>>>>>
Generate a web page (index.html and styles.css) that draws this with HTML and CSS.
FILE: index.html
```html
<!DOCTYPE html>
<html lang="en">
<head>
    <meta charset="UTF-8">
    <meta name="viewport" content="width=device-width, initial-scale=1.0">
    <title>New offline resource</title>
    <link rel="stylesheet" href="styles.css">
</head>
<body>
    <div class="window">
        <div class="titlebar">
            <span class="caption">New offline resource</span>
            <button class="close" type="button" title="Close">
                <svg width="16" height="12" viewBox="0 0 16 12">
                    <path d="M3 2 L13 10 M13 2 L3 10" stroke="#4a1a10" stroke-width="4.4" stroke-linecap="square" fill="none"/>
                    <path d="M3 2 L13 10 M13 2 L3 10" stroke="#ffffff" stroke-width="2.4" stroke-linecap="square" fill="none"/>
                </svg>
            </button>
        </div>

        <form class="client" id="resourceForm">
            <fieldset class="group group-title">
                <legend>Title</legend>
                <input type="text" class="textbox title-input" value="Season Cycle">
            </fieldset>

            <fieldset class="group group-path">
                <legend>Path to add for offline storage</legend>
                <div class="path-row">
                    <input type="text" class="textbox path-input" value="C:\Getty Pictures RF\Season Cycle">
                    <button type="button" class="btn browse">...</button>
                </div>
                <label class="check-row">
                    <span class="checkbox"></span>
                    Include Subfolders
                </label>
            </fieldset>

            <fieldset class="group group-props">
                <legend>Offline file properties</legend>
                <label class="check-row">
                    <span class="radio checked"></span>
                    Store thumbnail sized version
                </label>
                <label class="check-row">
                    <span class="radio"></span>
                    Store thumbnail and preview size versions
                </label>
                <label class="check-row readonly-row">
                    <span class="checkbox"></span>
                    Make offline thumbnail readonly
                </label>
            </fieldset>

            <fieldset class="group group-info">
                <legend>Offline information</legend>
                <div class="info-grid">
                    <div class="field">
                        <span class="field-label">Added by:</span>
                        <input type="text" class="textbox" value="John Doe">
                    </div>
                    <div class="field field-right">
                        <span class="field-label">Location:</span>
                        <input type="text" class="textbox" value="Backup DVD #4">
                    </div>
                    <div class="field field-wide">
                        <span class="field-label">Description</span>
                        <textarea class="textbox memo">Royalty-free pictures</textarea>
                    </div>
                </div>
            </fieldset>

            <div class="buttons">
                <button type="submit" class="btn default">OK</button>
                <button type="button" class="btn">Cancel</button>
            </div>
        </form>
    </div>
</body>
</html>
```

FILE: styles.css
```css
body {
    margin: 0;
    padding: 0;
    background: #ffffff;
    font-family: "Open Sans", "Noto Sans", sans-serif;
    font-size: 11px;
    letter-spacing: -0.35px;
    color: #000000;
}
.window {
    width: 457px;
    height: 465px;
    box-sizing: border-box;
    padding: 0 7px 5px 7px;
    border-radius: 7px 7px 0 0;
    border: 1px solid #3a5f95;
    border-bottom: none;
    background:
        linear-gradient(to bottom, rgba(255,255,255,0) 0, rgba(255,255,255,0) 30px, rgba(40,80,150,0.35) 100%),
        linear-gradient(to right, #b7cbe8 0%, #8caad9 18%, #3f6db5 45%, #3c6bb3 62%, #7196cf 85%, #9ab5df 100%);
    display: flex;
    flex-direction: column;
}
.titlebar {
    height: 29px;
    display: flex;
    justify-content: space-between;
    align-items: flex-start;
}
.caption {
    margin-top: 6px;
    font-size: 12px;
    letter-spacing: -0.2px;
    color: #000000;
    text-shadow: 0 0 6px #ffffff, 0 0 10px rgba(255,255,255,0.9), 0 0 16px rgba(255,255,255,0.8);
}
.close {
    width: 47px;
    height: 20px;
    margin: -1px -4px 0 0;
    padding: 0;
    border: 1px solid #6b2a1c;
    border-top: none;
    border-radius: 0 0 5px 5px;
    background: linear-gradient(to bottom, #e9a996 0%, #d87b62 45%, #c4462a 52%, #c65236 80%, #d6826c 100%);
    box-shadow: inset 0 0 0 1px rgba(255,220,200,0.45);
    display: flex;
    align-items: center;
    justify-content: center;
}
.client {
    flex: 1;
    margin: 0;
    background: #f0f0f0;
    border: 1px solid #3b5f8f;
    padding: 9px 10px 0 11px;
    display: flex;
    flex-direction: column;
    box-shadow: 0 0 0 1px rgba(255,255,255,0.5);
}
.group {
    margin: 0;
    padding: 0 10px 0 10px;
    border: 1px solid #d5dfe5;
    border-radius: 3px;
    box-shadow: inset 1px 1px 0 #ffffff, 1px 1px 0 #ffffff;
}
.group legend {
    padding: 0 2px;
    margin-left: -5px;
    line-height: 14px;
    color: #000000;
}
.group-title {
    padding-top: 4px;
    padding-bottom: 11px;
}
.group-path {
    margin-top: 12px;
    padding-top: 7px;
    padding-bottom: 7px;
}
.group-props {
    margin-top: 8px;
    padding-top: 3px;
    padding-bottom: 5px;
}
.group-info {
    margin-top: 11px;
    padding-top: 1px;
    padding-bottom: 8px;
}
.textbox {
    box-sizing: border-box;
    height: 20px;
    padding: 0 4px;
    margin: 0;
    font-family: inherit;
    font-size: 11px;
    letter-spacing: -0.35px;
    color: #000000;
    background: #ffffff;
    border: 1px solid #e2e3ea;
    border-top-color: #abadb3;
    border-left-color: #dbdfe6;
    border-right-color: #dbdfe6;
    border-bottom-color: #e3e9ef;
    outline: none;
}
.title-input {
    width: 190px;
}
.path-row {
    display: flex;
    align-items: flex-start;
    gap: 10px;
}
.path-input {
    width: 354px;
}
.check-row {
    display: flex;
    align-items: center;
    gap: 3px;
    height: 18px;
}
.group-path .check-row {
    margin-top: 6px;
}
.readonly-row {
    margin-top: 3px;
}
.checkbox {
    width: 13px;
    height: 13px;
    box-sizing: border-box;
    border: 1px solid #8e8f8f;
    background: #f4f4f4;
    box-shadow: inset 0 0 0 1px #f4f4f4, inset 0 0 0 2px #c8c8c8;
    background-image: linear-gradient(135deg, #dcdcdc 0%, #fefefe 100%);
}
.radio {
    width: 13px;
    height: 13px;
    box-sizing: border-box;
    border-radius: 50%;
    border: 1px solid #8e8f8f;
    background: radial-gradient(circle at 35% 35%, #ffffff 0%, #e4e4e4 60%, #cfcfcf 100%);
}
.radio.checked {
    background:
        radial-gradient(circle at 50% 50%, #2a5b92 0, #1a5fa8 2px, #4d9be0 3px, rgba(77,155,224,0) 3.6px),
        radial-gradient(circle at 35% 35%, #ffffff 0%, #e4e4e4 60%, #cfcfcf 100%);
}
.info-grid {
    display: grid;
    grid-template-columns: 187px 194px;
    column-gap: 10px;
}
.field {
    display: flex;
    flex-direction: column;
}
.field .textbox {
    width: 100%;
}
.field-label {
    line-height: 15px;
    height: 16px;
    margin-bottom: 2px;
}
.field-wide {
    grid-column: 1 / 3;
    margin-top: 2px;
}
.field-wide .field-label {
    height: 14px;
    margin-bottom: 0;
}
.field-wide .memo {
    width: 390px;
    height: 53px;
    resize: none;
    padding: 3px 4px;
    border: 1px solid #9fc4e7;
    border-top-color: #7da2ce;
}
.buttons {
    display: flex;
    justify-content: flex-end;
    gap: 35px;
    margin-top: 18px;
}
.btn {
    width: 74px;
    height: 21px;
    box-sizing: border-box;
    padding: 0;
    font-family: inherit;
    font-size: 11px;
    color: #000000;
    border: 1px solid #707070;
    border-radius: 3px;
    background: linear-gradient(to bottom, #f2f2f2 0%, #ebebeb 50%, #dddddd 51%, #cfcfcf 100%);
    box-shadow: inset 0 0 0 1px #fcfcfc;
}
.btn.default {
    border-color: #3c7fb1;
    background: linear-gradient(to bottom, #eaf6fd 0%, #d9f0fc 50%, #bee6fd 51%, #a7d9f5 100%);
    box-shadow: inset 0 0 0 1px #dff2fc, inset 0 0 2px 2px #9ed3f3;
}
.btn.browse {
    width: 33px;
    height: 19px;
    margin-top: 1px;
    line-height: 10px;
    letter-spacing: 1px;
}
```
<<<<<
**BRIEF**
Copy all lines from the material that include "index".

**THE RESPONSE**
Generate a web page (index.html and styles.css) that draws this with HTML and CSS.
FILE: index.html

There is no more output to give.